Is Our Digital Footprint in safe hands? Part I: People Data Labs (PDL) Breach 2019

📅 July 30, 2020

⏱️2 min read

Businesses that collect and sell data are, unsurprisingly, extremely juicy targets for phishing scammers and identity thieves. The added sting is that these companies have our data without our permission and without us even knowing about it. Every time you fill in a data field, any time you sign up to a service, any time you make a purchase, the digital footprint you leave behind can effectively be mined and sold to the highest bidder.

For the most part, it’s pretty harmless. Legitimate “data enrichment” companies use publicly available information that isn’t particularly sensitive. Nonetheless, if it gets into the wrong hands, it’s a handy shortcut for cybercriminals to phish for passwords and bank details and make that information available on the dark web.

Over the next two blogs, we’ll take a look at two huge data leaks that occurred over the past few years. The sheer amount of records involved means that there’s a fair chance that you, your business, or highly visible people in your business are implicated.

We’ll start with a leak from People Data Labs (PDL) that was discovered in October 2019 by cybersecurity researchers Vinny Troia and Bob Diachenko.

A database of over 1.2 billion records of personal data was discovered on an unprotected server. Although the server didn’t belong to PDL, it is believed that one of their customers mishandled the database, making it freely available on the deep web - no login details necessary.

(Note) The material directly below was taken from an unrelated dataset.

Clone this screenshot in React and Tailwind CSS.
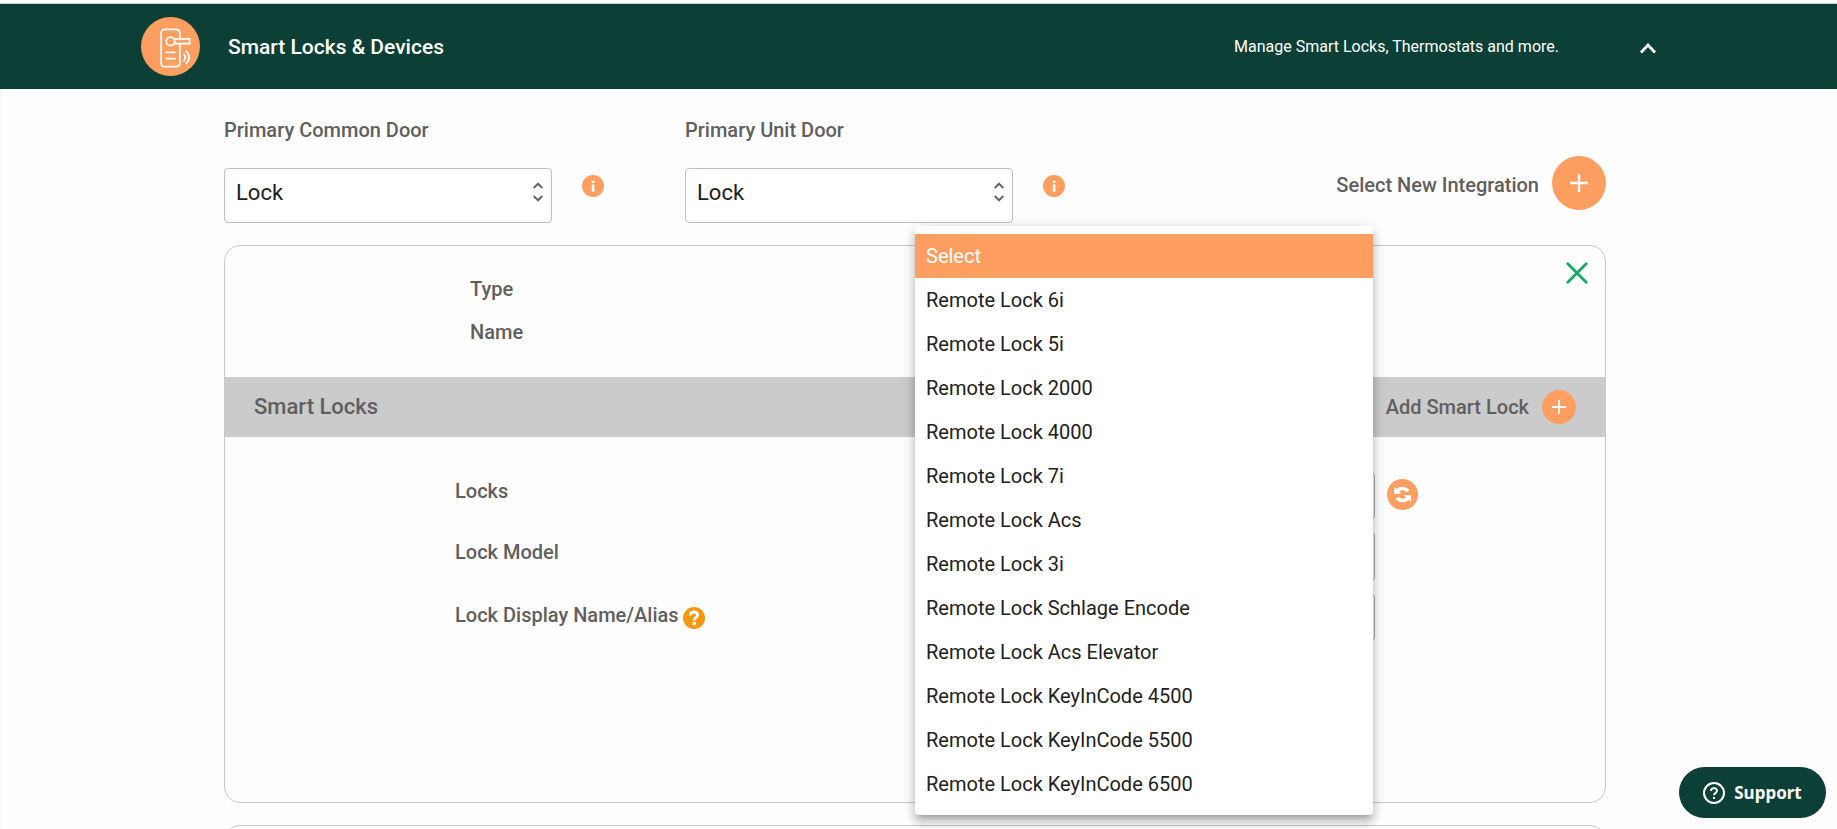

The database contains 620 million unique email addresses, as well as phone numbers, full names, and information scraped from social media sites including LinkedIn and Facebook. That’s more than enough for an identity thief to convincingly impersonate you.

PDL now boasts a database of over 1.5 billion profiles. While the information was not found on one of their servers, the evidence points to the fact that it derived from them. Diachenko and Troia cross-examined the data from the server with PDL’s data and it was almost an exact match. The exact identity of the server is unknown, so we cannot say for sure if it’s the work of a cybercriminal or one of PDL’s customers.

The case poses questions about the safety of our digital footprint. Is it ok that our public information is considered fair game? Should companies that mine data be held responsible for data leaks and breaches, and inform those affected that their data could be in the wrong hands?

For now, the responsibility is left with the internet user to safeguard their data and the data of their customers.